──────── Dataset excerpts

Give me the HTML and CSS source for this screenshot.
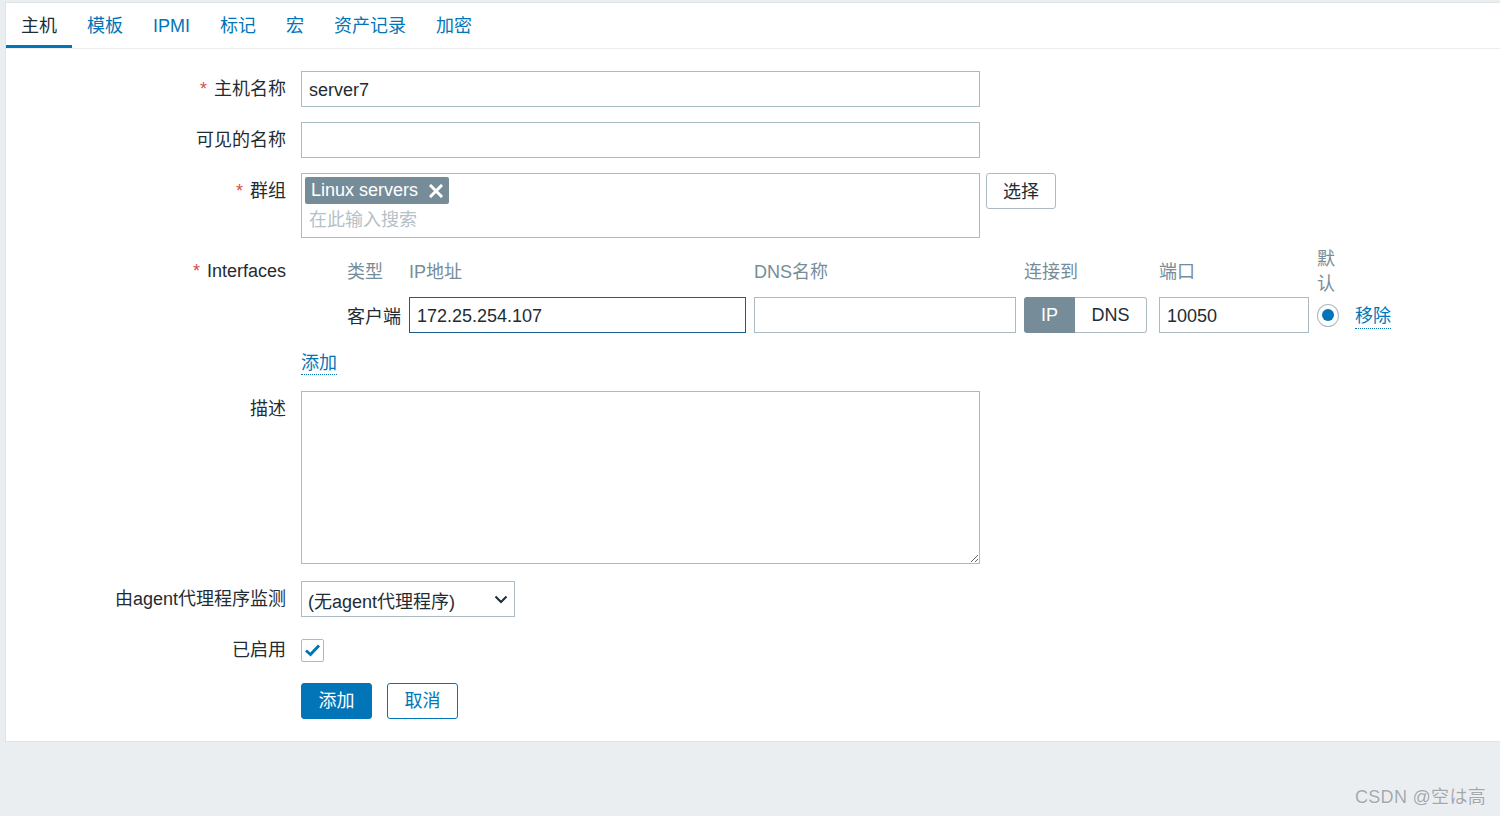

────────────────
──────── Dataset excerpts

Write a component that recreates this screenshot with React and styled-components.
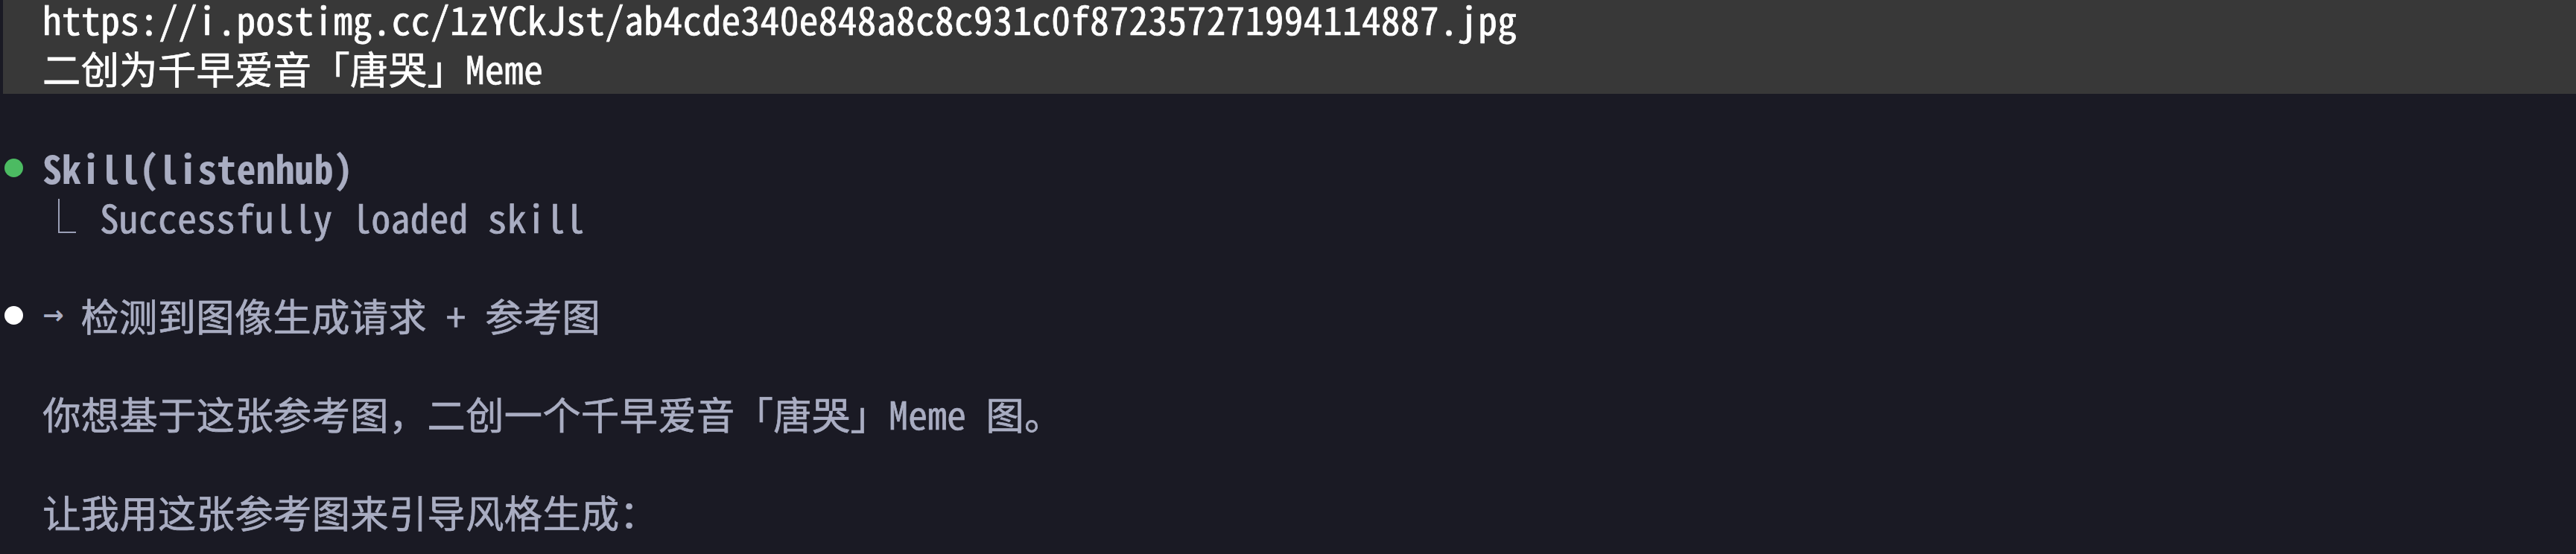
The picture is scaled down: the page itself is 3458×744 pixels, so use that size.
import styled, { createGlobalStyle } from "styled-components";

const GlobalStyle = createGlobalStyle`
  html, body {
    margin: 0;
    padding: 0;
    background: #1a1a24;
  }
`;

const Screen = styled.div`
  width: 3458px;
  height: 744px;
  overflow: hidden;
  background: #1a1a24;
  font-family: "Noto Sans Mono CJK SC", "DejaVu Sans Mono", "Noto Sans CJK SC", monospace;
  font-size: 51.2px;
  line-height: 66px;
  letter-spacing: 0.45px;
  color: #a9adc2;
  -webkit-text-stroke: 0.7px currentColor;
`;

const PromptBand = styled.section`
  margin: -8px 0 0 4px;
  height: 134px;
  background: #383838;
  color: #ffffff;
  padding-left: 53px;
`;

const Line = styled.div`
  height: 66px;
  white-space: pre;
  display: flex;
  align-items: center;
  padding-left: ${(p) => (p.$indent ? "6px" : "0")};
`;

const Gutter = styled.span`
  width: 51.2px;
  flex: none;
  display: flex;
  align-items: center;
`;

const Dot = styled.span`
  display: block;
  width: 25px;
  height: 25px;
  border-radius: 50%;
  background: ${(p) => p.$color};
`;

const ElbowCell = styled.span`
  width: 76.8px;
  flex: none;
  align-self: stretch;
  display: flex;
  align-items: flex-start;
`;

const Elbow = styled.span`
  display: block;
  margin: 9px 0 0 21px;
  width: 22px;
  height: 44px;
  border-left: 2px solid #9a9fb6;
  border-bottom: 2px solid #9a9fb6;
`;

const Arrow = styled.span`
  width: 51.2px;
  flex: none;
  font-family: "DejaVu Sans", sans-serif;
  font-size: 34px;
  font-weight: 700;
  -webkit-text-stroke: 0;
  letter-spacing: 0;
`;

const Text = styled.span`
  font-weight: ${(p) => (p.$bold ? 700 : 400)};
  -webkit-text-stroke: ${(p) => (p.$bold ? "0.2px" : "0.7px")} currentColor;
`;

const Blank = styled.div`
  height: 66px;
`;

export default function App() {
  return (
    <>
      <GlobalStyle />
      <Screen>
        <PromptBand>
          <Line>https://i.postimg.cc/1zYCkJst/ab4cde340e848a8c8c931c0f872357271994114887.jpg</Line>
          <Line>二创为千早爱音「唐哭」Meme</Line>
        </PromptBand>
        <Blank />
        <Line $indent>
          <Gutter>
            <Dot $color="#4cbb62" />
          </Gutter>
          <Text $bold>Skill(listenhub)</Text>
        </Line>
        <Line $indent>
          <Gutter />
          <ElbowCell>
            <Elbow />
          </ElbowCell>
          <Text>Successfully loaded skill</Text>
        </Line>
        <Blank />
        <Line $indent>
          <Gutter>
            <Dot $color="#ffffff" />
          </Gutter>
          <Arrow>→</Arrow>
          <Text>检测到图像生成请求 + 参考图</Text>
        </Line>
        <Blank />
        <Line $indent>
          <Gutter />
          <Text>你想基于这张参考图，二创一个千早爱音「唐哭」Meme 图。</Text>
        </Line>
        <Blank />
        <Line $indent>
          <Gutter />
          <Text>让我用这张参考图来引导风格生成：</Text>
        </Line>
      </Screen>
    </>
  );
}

────────────────

§ **Job**
Reply with one number only: how many lines of the listing hold "this"?

§ **Response below**
2